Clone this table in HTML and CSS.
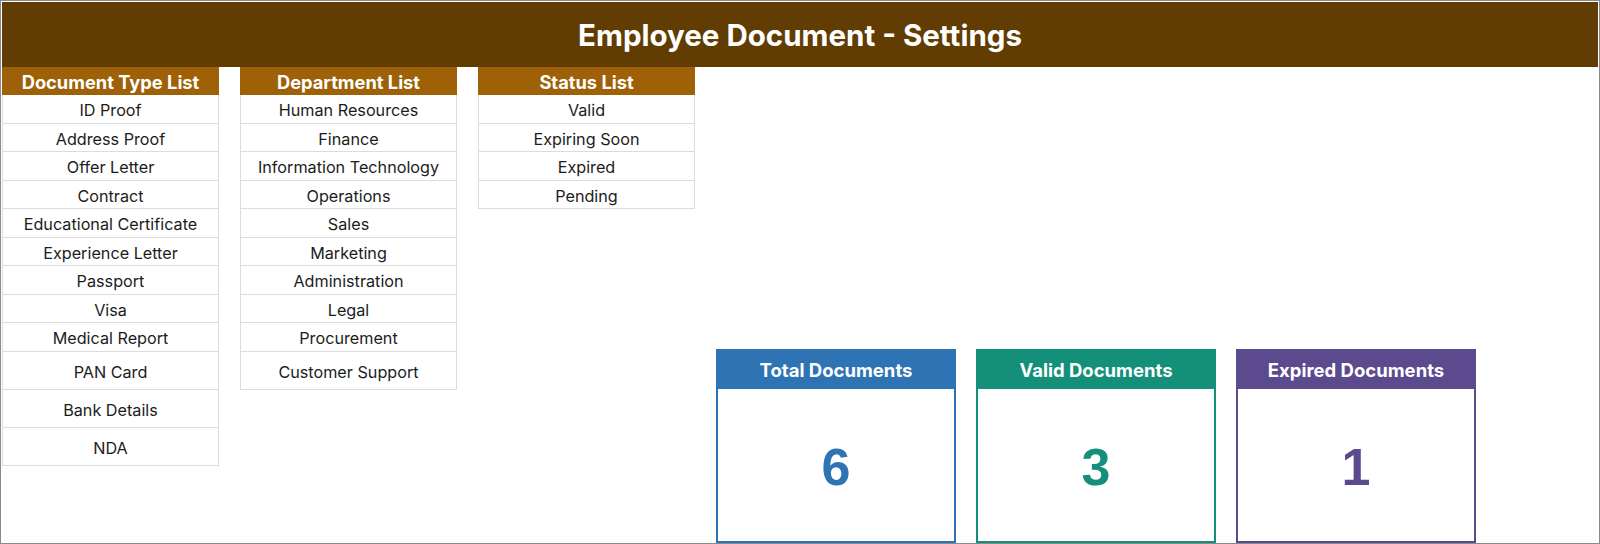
FILE: index.html
```html
<!DOCTYPE html>
<html>
<head>
<meta charset="utf-8">
<link rel="stylesheet" href="styles.css">
</head>
<body>
<div class="frame">
  <header class="title">Employee Document - Settings</header>
  <div class="content">
    <div class="lists">
      <div class="list">
        <div class="list-head">Document Type List</div>
        <div class="row">ID Proof</div>
        <div class="row">Address Proof</div>
        <div class="row">Offer Letter</div>
        <div class="row">Contract</div>
        <div class="row">Educational Certificate</div>
        <div class="row">Experience Letter</div>
        <div class="row">Passport</div>
        <div class="row">Visa</div>
        <div class="row">Medical Report</div>
        <div class="row tall">PAN Card</div>
        <div class="row tall">Bank Details</div>
        <div class="row tall">NDA</div>
      </div>
      <div class="list">
        <div class="list-head">Department List</div>
        <div class="row">Human Resources</div>
        <div class="row">Finance</div>
        <div class="row">Information Technology</div>
        <div class="row">Operations</div>
        <div class="row">Sales</div>
        <div class="row">Marketing</div>
        <div class="row">Administration</div>
        <div class="row">Legal</div>
        <div class="row">Procurement</div>
        <div class="row tall">Customer Support</div>
      </div>
      <div class="list">
        <div class="list-head">Status List</div>
        <div class="row">Valid</div>
        <div class="row">Expiring Soon</div>
        <div class="row">Expired</div>
        <div class="row">Pending</div>
      </div>
    </div>
    <div class="cards">
      <div class="card card-blue">
        <div class="card-head">Total Documents</div>
        <div class="card-value">6</div>
      </div>
      <div class="card card-teal">
        <div class="card-head">Valid Documents</div>
        <div class="card-value">3</div>
      </div>
      <div class="card card-purple">
        <div class="card-head">Expired Documents</div>
        <div class="card-value">1</div>
      </div>
    </div>
  </div>
</div>
</body>
</html>
```
FILE: styles.css
```css
html, body {
  margin: 0;
  padding: 0;
  background: #ffffff;
}

.frame {
  box-sizing: border-box;
  width: 1600px;
  height: 544px;
  border: 1px solid #8a8a8a;
  padding: 1px 1px 0 1px;
  overflow: hidden;
  font-family: Inter, "Liberation Sans", sans-serif;
  color: #1a1a1a;
}

.title {
  height: 65px;
  background: #613c03;
  color: #ffffff;
  font-weight: 700;
  font-size: 29.5px;
  display: flex;
  align-items: center;
  justify-content: center;
}

.content {
  display: flex;
  align-items: flex-start;
  gap: 21px;
}

.lists {
  display: flex;
  gap: 21px;
}

.list {
  width: 217px;
  display: flex;
  flex-direction: column;
}

.list-head {
  box-sizing: border-box;
  height: 28px;
  padding-top: 1px;
  background: #9e6108;
  color: #ffffff;
  font-weight: 700;
  font-size: 18.3px;
  display: flex;
  align-items: center;
  justify-content: center;
}

.row {
  box-sizing: border-box;
  height: 28.5px;
  padding-top: 3px;
  border: 1px solid #dcdcdc;
  border-top: none;
  display: flex;
  align-items: center;
  justify-content: center;
  font-size: 16.2px;
  color: #1c1c1c;
}

.row.tall {
  height: 38px;
}

.cards {
  display: flex;
  gap: 20px;
  margin-top: 282px;
}

.card {
  box-sizing: border-box;
  width: 240px;
  height: 194px;
  border: 2px solid;
  display: flex;
  flex-direction: column;
}

.card-head {
  height: 38px;
  color: #ffffff;
  font-weight: 700;
  font-size: 18.5px;
  display: flex;
  align-items: center;
  justify-content: center;
}

.card-value {
  flex: 1;
  padding-top: 3px;
  display: flex;
  align-items: center;
  justify-content: center;
  font-family: "Liberation Sans", Arial, sans-serif;
  font-weight: 700;
  font-size: 52px;
}

.card-blue { border-color: #2e74b5; }
.card-blue .card-head { background: #2e74b5; }
.card-blue .card-value { color: #2e74b5; }

.card-teal { border-color: #14907a; }
.card-teal .card-head { background: #14907a; }
.card-teal .card-value { color: #14907a; }

.card-purple { border-color: #5b4a8e; }
.card-purple .card-head { background: #5b4a8e; }
.card-purple .card-value { color: #5b4a8e; }
```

◆ Written exercise ◆
All of the data needs repeating exactly, but the pictures do not.

◆ Response ◆
Clone this table in HTML and CSS.
FILE: index.html
```html
<!DOCTYPE html>
<html>
<head>
<meta charset="utf-8">
<link rel="stylesheet" href="styles.css">
</head>
<body>
<div class="frame">
  <header class="title">Employee Document - Settings</header>
  <div class="content">
    <div class="lists">
      <div class="list">
        <div class="list-head">Document Type List</div>
        <div class="row">ID Proof</div>
        <div class="row">Address Proof</div>
        <div class="row">Offer Letter</div>
        <div class="row">Contract</div>
        <div class="row">Educational Certificate</div>
        <div class="row">Experience Letter</div>
        <div class="row">Passport</div>
        <div class="row">Visa</div>
        <div class="row">Medical Report</div>
        <div class="row tall">PAN Card</div>
        <div class="row tall">Bank Details</div>
        <div class="row tall">NDA</div>
      </div>
      <div class="list">
        <div class="list-head">Department List</div>
        <div class="row">Human Resources</div>
        <div class="row">Finance</div>
        <div class="row">Information Technology</div>
        <div class="row">Operations</div>
        <div class="row">Sales</div>
        <div class="row">Marketing</div>
        <div class="row">Administration</div>
        <div class="row">Legal</div>
        <div class="row">Procurement</div>
        <div class="row tall">Customer Support</div>
      </div>
      <div class="list">
        <div class="list-head">Status List</div>
        <div class="row">Valid</div>
        <div class="row">Expiring Soon</div>
        <div class="row">Expired</div>
        <div class="row">Pending</div>
      </div>
    </div>
    <div class="cards">
      <div class="card card-blue">
        <div class="card-head">Total Documents</div>
        <div class="card-value">6</div>
      </div>
      <div class="card card-teal">
        <div class="card-head">Valid Documents</div>
        <div class="card-value">3</div>
      </div>
      <div class="card card-purple">
        <div class="card-head">Expired Documents</div>
        <div class="card-value">1</div>
      </div>
    </div>
  </div>
</div>
</body>
</html>
```
FILE: styles.css
```css
html, body {
  margin: 0;
  padding: 0;
  background: #ffffff;
}

.frame {
  box-sizing: border-box;
  width: 1600px;
  height: 544px;
  border: 1px solid #8a8a8a;
  padding: 1px 1px 0 1px;
  overflow: hidden;
  font-family: Inter, "Liberation Sans", sans-serif;
  color: #1a1a1a;
}

.title {
  height: 65px;
  background: #613c03;
  color: #ffffff;
  font-weight: 700;
  font-size: 29.5px;
  display: flex;
  align-items: center;
  justify-content: center;
}

.content {
  display: flex;
  align-items: flex-start;
  gap: 21px;
}

.lists {
  display: flex;
  gap: 21px;
}

.list {
  width: 217px;
  display: flex;
  flex-direction: column;
}

.list-head {
  box-sizing: border-box;
  height: 28px;
  padding-top: 1px;
  background: #9e6108;
  color: #ffffff;
  font-weight: 700;
  font-size: 18.3px;
  display: flex;
  align-items: center;
  justify-content: center;
}

.row {
  box-sizing: border-box;
  height: 28.5px;
  padding-top: 3px;
  border: 1px solid #dcdcdc;
  border-top: none;
  display: flex;
  align-items: center;
  justify-content: center;
  font-size: 16.2px;
  color: #1c1c1c;
}

.row.tall {
  height: 38px;
}

.cards {
  display: flex;
  gap: 20px;
  margin-top: 282px;
}

.card {
  box-sizing: border-box;
  width: 240px;
  height: 194px;
  border: 2px solid;
  display: flex;
  flex-direction: column;
}

.card-head {
  height: 38px;
  color: #ffffff;
  font-weight: 700;
  font-size: 18.5px;
  display: flex;
  align-items: center;
  justify-content: center;
}

.card-value {
  flex: 1;
  padding-top: 3px;
  display: flex;
  align-items: center;
  justify-content: center;
  font-family: "Liberation Sans", Arial, sans-serif;
  font-weight: 700;
  font-size: 52px;
}

.card-blue { border-color: #2e74b5; }
.card-blue .card-head { background: #2e74b5; }
.card-blue .card-value { color: #2e74b5; }

.card-teal { border-color: #14907a; }
.card-teal .card-head { background: #14907a; }
.card-teal .card-value { color: #14907a; }

.card-purple { border-color: #5b4a8e; }
.card-purple .card-head { background: #5b4a8e; }
.card-purple .card-value { color: #5b4a8e; }
```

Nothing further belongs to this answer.